At Coombe Dean School, eleven Year 12 students are now paired with Year 7 pupils for regular reading sessions each Monday and Friday as part of the sixth form volunteering programme. That kind of cross-phase mentoring builds something valuable on both sides.
In our primaries, Chaddlewood's Year 1 had enormous fun following non-fiction instructions to make edible slime from Haribo bears, a genuinely clever way to teach procedural writing. Plympton St Maurice celebrated Chinese New Year with a whole-school orienteering day that brought together map-reading, problem-solving and teamwork. Boringdon is welcoming families to open events for their preschool provision. And St Breward's netball team represented their school with real determination and sportsmanship at an inter-school tournament.
Sir James Smith's hosted a lovely community initiative, with Cornwall Hospice running a Prom Pop Up Shop during the Year 11 parents' evening, offering preloved prom dresses, shoes and accessories for no more than £20. That kind of partnership is exactly what community connection looks like in practice. They are also recognising students weekly for completing their SPARX maths homework, with voucher prizes drawn from those who finish each week.

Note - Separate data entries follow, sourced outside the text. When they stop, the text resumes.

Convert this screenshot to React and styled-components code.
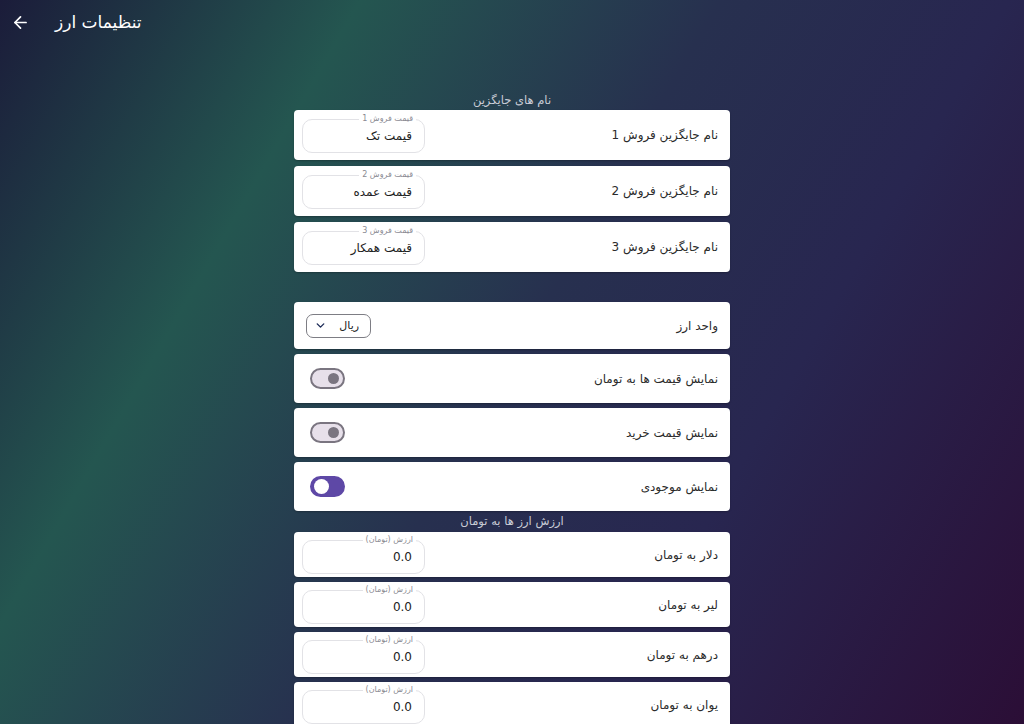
import React, { useState } from 'react';
import styled, { createGlobalStyle } from 'styled-components';
import { ArrowLeft, ChevronDown } from 'lucide-react';

const GlobalStyle = createGlobalStyle`
    html, body {
        margin: 0;
        padding: 0;
        height: 100%;
    }
    body {
        font-family: "DejaVu Sans", "Noto Sans", sans-serif;
        overflow: hidden;
    }
`;

const Page = styled.div`
    width: 1024px;
    height: 724px;
    overflow: hidden;
    background: linear-gradient(120deg, #1b1c3a 0%, #245650 25%, #27304f 50%, #282650 70%, #2b0e36 100%);
    display: flex;
    flex-direction: column;
`;

const AppBar = styled.div`
    height: 44px;
    display: flex;
    align-items: center;
    padding-left: 11px;
    gap: 25px;
    color: #fff;
    flex-shrink: 0;
`;

const BackButton = styled.button`
    background: none;
    border: none;
    padding: 0;
    color: #fff;
    display: flex;
    cursor: pointer;
`;

const Title = styled.h1`
    margin: 0;
    font-size: 17px;
    font-weight: normal;
    direction: rtl;
`;

const Content = styled.div`
    width: 436px;
    margin: 46px auto 0;
    display: flex;
    flex-direction: column;
`;

const SectionTitle = styled.div`
    text-align: center;
    direction: rtl;
    color: #c9ccd6;
    font-size: 11.5px;
    line-height: ${p => p.lh || 20}px;
`;

const Group = styled.div`
    display: flex;
    flex-direction: column;
    gap: ${p => p.gap}px;
    margin-top: ${p => p.top || 0}px;
`;

const Card = styled.div`
    direction: rtl;
    height: ${p => p.h}px;
    background: #fff;
    border-radius: 4px;
    display: flex;
    align-items: center;
    justify-content: space-between;
    padding: 0 12px 0 8px;
    box-shadow: 0 1px 2px rgba(0, 0, 0, 0.25);
    box-sizing: border-box;
`;

const Label = styled.span`
    font-size: 12px;
    color: #2b2b2b;
`;

const Field = styled.div`
    position: relative;
    width: 123px;
    height: 34px;
    border: 1px solid #e2e2e6;
    border-radius: 10px;
    box-sizing: border-box;
    display: flex;
    align-items: center;
    padding: 0 12px;
    margin-top: ${p => p.top || 0}px;
`;

const FieldLabel = styled.span`
    position: absolute;
    top: -7px;
    right: 8px;
    padding: 0 3px;
    background: #fff;
    font-size: 8px;
    line-height: 12px;
    color: #8a8a92;
`;

const FieldValue = styled.span`
    font-size: 12px;
    color: #222;
    direction: ${p => (p.ltr ? 'ltr' : 'rtl')};
    margin-left: auto;
`;

const Select = styled.div`
    width: 65px;
    height: 24px;
    border: 1px solid #7d7d84;
    border-radius: 7px;
    box-sizing: border-box;
    display: flex;
    align-items: center;
    justify-content: space-between;
    padding: 0 11px 0 7px;
    margin-left: 4px;
    font-size: 11px;
    color: #222;
`;

const Track = styled.button`
    direction: ltr;
    width: 35px;
    height: 21px;
    border-radius: 11px;
    box-sizing: border-box;
    padding: 0 3px;
    margin-left: 8px;
    display: flex;
    align-items: center;
    justify-content: ${p => (p.on ? 'flex-start' : 'flex-end')};
    background: ${p => (p.on ? '#5e48a6' : '#e7e0ea')};
    border: 2px solid ${p => (p.on ? '#5e48a6' : '#7a7580')};
    cursor: pointer;
`;

const Thumb = styled.span`
    width: ${p => (p.on ? 15 : 11)}px;
    height: ${p => (p.on ? 15 : 11)}px;
    border-radius: 50%;
    background: ${p => (p.on ? '#fff' : '#7a7580')};
    margin: ${p => (p.on ? '0 0 0 -1px' : '0 1px 0 0')};
`;

const Switch = ({ on, onToggle }) => (
    <Track on={on ? 1 : 0} onClick={onToggle}>
        <Thumb on={on ? 1 : 0} />
    </Track>
);

const names = [
    { label: 'نام جایگزین فروش 1', hint: 'قیمت فروش 1', value: 'قیمت تک' },
    { label: 'نام جایگزین فروش 2', hint: 'قیمت فروش 2', value: 'قیمت عمده' },
    { label: 'نام جایگزین فروش 3', hint: 'قیمت فروش 3', value: 'قیمت همکار' },
];

const rates = ['دلار به تومان', 'لیر به تومان', 'درهم به تومان', 'یوان به تومان'];

export default function App() {
    const [toggles, setToggles] = useState({ toman: false, buy: false, stock: true });
    const flip = key => setToggles(t => ({ ...t, [key]: !t[key] }));

    return (
        <Page>
            <GlobalStyle />
            <AppBar>
                <BackButton>
                    <ArrowLeft size={19} strokeWidth={2.2} />
                </BackButton>
                <Title>تنظیمات ارز</Title>
            </AppBar>
            <Content>
                <SectionTitle>نام های جایگزین</SectionTitle>
                <Group gap={6}>
                    {names.map(n => (
                        <Card h={50} key={n.label}>
                            <Label>{n.label}</Label>
                            <Field top={2}>
                                <FieldLabel>{n.hint}</FieldLabel>
                                <FieldValue>{n.value}</FieldValue>
                            </Field>
                        </Card>
                    ))}
                </Group>
                <Group gap={5} top={30}>
                    <Card h={47}>
                        <Label>واحد ارز</Label>
                        <Select>
                            <span>ریال</span>
                            <ChevronDown size={13} strokeWidth={2.6} color="#1d2b57" />
                        </Select>
                    </Card>
                    <Card h={49}>
                        <Label>نمایش قیمت ها به تومان</Label>
                        <Switch on={toggles.toman} onToggle={() => flip('toman')} />
                    </Card>
                    <Card h={49}>
                        <Label>نمایش قیمت خرید</Label>
                        <Switch on={toggles.buy} onToggle={() => flip('buy')} />
                    </Card>
                    <Card h={49}>
                        <Label>نمایش موجودی</Label>
                        <Switch on={toggles.stock} onToggle={() => flip('stock')} />
                    </Card>
                </Group>
                <SectionTitle lh={21}>ارزش ارز ها به تومان</SectionTitle>
                <Group gap={5}>
                    {rates.map(r => (
                        <Card h={45} key={r}>
                            <Label>{r}</Label>
                            <Field top={4}>
                                <FieldLabel>ارزش (تومان)</FieldLabel>
                                <FieldValue ltr>0.0</FieldValue>
                            </Field>
                        </Card>
                    ))}
                </Group>
            </Content>
        </Page>
    );
}
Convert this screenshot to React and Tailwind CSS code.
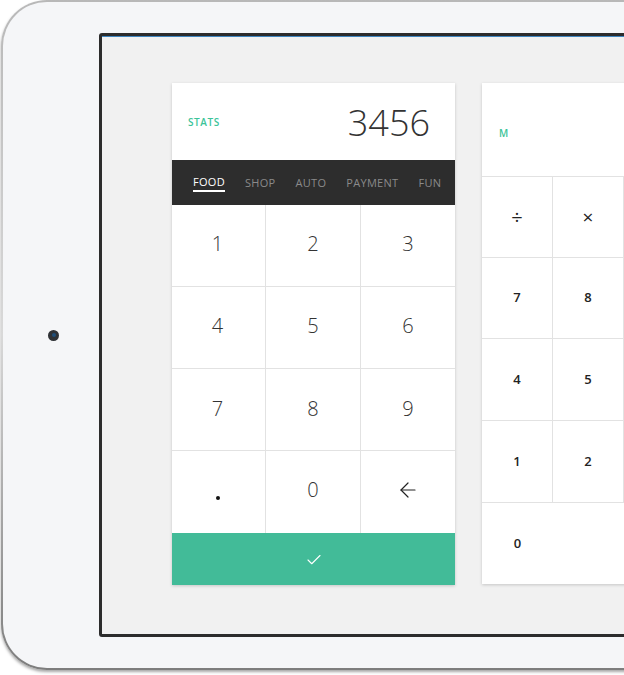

Plymstock is advertising an Iceland geography trip for 2027, and has announced open mornings in June for Year 4 and 5 families. Ashburton Primary is recruiting a new caretaker. These operational details might seem small, but they are signs of schools planning ahead and looking outward.
Looking Ahead
Next week I will be paying close attention to how the strategic plan lands once it is published on Monday. After months of drafting, consultation and refinement, it will be good to have it in people's hands. I am curious about which parts resonate most, and where the questions and challenges will come from. A plan only means something if it changes what we do, and I will be listening carefully for how colleagues across the trust respond.
Thank you, as always, for everything you bring to our schools.